Geldboetes voor afvalstoffenbedrijf na overtreding vergunningsvoorwaarden en ongereinigde vaten

Het Openbaar Ministerie eiste op 6 december voor de rechtbank in Arnhem twee geldboetes van in totaal 20.500 euro, waarvan 5.000 euro voorwaardelijk, tegen een internationaal inzamelings-, verwerking-, en recyclingbedrijf van gevaarlijke afvalstoffen uit Beuningen. Het bedrijf leverde voor inzameling van afvalstoffen, ongereinigde vaten aan een groothandel. Tijdens slijpwerkzaamheden aan een vat bij deze groothandel, ontplofte een vat waardoor een werknemer ernstig gewond raakte. Daarnaast bleek uit onderzoek dat het afvalstoffenbedrijf in 2018 haar massabalans niet op orde had waardoor de stroom afvalstoffen binnen het bedrijf onvoldoende inzichtelijk was. Het OM verwijt het afvalstoffenbedrijf overtreding van de Wet vervoer gevaarlijke stoffen; de Wet milieubeheer en overtreding van de vergunningsvoorschriften.

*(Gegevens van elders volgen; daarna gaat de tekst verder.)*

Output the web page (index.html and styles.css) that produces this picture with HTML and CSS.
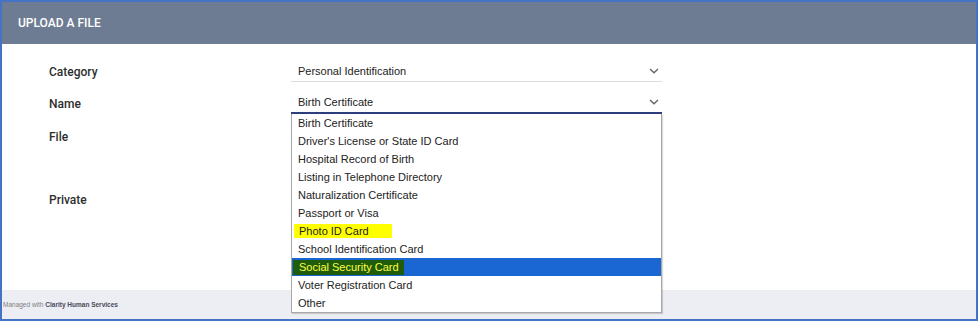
FILE: index.html
```html
<!DOCTYPE html>
<html>
    <head>
        <title>Upload a File</title>
        <link rel="stylesheet" href="styles.css">
    </head>

    <body>
        <div class="frame">
            <div class="header">UPLOAD A FILE</div>
            <div class="form">
                <div class="row row-short">
                    <div class="label">Category</div>
                    <div class="select">
                        <span>Personal Identification</span>
                        <svg class="chevron" width="12" height="8" viewBox="0 0 12 8"><path d="M2 2 L6 5.8 L10 2" fill="none" stroke="#666" stroke-width="1.4"/></svg>
                    </div>
                </div>
                <div class="row row-short">
                    <div class="label">Name</div>
                    <div class="select select-open">
                        <span>Birth Certificate</span>
                        <svg class="chevron" width="12" height="8" viewBox="0 0 12 8"><path d="M2 2 L6 5.8 L10 2" fill="none" stroke="#666" stroke-width="1.4"/></svg>
                        <ul class="options">
                            <li>Birth Certificate</li>
                            <li>Driver's License or State ID Card</li>
                            <li>Hospital Record of Birth</li>
                            <li>Listing in Telephone Directory</li>
                            <li>Naturalization Certificate</li>
                            <li>Passport or Visa</li>
                            <li><span class="mark-yellow">Photo ID Card</span></li>
                            <li>School Identification Card</li>
                            <li class="selected"><span class="mark-green">Social Security Card</span></li>
                            <li>Voter Registration Card</li>
                            <li>Other</li>
                        </ul>
                    </div>
                </div>
                <div class="row row-tall">
                    <div class="label">File</div>
                </div>
                <div class="row">
                    <div class="label">Private</div>
                </div>
            </div>
            <div class="footer">Managed with <b>Clarity Human Services</b></div>
        </div>
    </body>
</html>
```

FILE: styles.css
```css
html {
    height: 100%;
}
body {
    margin: 0px;
    background-color: white;
    font-family: Roboto, "Liberation Sans", sans-serif;
}
.frame {
    width: 974px;
    height: 317px;
    border: 2px solid #4472c4;
    display: flex;
    flex-flow: column nowrap;
}
.header {
    height: 42px;
    flex: none;
    background-color: #6e7c93;
    color: white;
    font-size: 12px;
    font-weight: 500;
    line-height: 42px;
    padding-left: 16px;
}
.form {
    flex: 1;
    padding: 17px 0px 0px 47px;
}
.row {
    display: flex;
    flex-flow: row nowrap;
    align-items: flex-start;
}
.row-short {
    height: 32px;
}
.row-short + .row-short {
    height: 33px;
}
.row-tall {
    height: 63px;
}
.label {
    width: 242px;
    flex: none;
    line-height: 22px;
    font-size: 12px;
    font-weight: 500;
    color: #2e2e2e;
}
.select {
    position: relative;
    height: 21px;
    margin-top: -1px;
    border-bottom: 1px solid #dcdcdc;
    display: flex;
    align-items: center;
    justify-content: space-between;
    padding: 0px 0px 0px 7px;
    box-sizing: content-box;
    width: 364px;
    font-family: "Liberation Sans", Arial, sans-serif;
    font-size: 11px;
    color: #222;
}
.chevron {
    margin-right: 2px;
}
.select-open {
    height: 20px;
    border-bottom: 2px solid #2e3d7c;
}
.options {
    position: absolute;
    top: 22px;
    left: 0px;
    width: 369px;
    margin: 0px;
    padding: 0px;
    list-style: none;
    background-color: white;
    border: 1px solid #a8a8a8;
    border-top: 0px;
    box-shadow: 1px 1px 1px rgba(0, 0, 0, 0.15);
}
.options li {
    height: 18px;
    line-height: 18px;
    padding-left: 6px;
    white-space: nowrap;
}
.options li.selected {
    background-color: #1a66d2;
    padding-left: 0px;
}
.mark-yellow {
    background-color: #ffff00;
    display: inline-block;
    line-height: 14px;
    padding: 0px 23px 0px 5px;
    margin-left: -4px;
}
.mark-green {
    background-color: #1f5c0c;
    color: #ffff40;
    display: inline-block;
    line-height: 15px;
    padding: 0px 5px 0px 6px;
    margin-left: 1px;
}
.footer {
    height: 29px;
    flex: none;
    background-color: #edeef3;
    font-family: "Liberation Sans", Arial, sans-serif;
    font-size: 6.5px;
    color: #808080;
    line-height: 29px;
    padding-left: 1px;
}
.footer b {
    color: #4a4a5a;
}
```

Ernstig ongeval na openslijpen vat

In september 2020 vond er bij de groothandel waar onder andere hout wordt geïmpregneerd een explosie plaats tijdens het opensnijden van een vat met een slijptol. Het vat vloog in brand en explodeerde. Een werknemer raakte bij dit ongeval zeer ernstig gewond. De in totaal zes geleverde tweedehands vaten kwamen bij het afvalstoffenbedrijf vandaan.

Zwart gespoten etiketten

Het bedrijf had de etiketten op de vaten zwart gespoten en daarmee de vaten niet voorzien van de verplichte juiste etikettering. In tenminste één van de vaten zat nog een residu van brandbare, gevaarlijke stoffen wat heeft gemaakt dat door de bewerking met een slijptol het vat is geëxplodeerd. Het bedrijf reinigde de vaten niet maar liet ze uitlekken en uitdampen. De groothandel ging ervan uit dat de vaten schoon waren en was niet gewaarschuwd voor de gevaren bij bewerking van een vat, waar mogelijk nog residu met brandgevaarlijke eigenschappen in kon zitten. Hiermee heeft het bedrijf gehandeld in strijd met de Wet vervoer gevaarlijke stoffen en de Wet milieubeheer.

Massabalans niet voldoende sluitend

Daarnaast had het bedrijf zijn massabalans niet op orde in 2018 en dat de stroom afvalstoffen binnen het bedrijf onvoldoende inzichtelijk was. Een diepgaand administratief onderzoek door de Omgevingsdienst Regio Nijmegen was nodig om de afvalstroom van het bedrijf goed inzichtelijk te kunnen maken. Uit dit onderzoek bleek niet dat er dusdanige tekortkomingen waren dat er verder bestuursrechtelijk ingrijpen nodig zou zijn. De overtreding van de vergunningsvoorschriften staat wel vast: de massabalans was op diverse punten onvoldoende op orde, terwijl dit wel een vereiste was waar het bedrijf aan moest voldoen.

Strafeis: geldboete

De officier van justitie: “Door het zwart spuiten van de etiketten was het voor het bedrijf in Kampen niet duidelijk wat er in de vaten had gezeten. Om daarbij ook nog eens gebruik te maken van ongereinigde vaten voor het inzamelen van afvalstoffen neemt het afvalstoffenbedrijf een onacceptabel groot risico en heeft daarmee niet de redelijkerwijs te nemen maatregelen getroffen om het gevaar zoveel mogelijk te beperken. Dat heeft de gebeurtenis in september 2020 tragisch genoeg wel aangetoond. Omdat het afvalstoffenbedrijf een BRZO bedrijf is gelden er strenge eisen voor dit bedrijf, juist vanwege de gevaarzetting.”

Het OM eiste in de zaak van het ongereinigde vat een geldboete 12.500 euro waarvan 2.500 euro voorwaardelijk met een proeftijd van 2 jaar. Voor het niet op orde hebben van de massabalans, eiste het OM een geldboete van 7.500 euro waarvan 2.500 euro voorwaardelijk met een proeftijd van 2 jaar.

De economisch politierechter deed dezelfde dag uitspraak en heeft het bedrijf voor beide zaken veroordeeld tot een geldboete van respectievelijk 10.000 euro waarvan 2.500 euro voorwaardelijk met een proeftijd van 3 jaar en een geldboete van 5.000 euro waarvan 500 euro voorwaardelijk met een proeftijd van 2 jaren.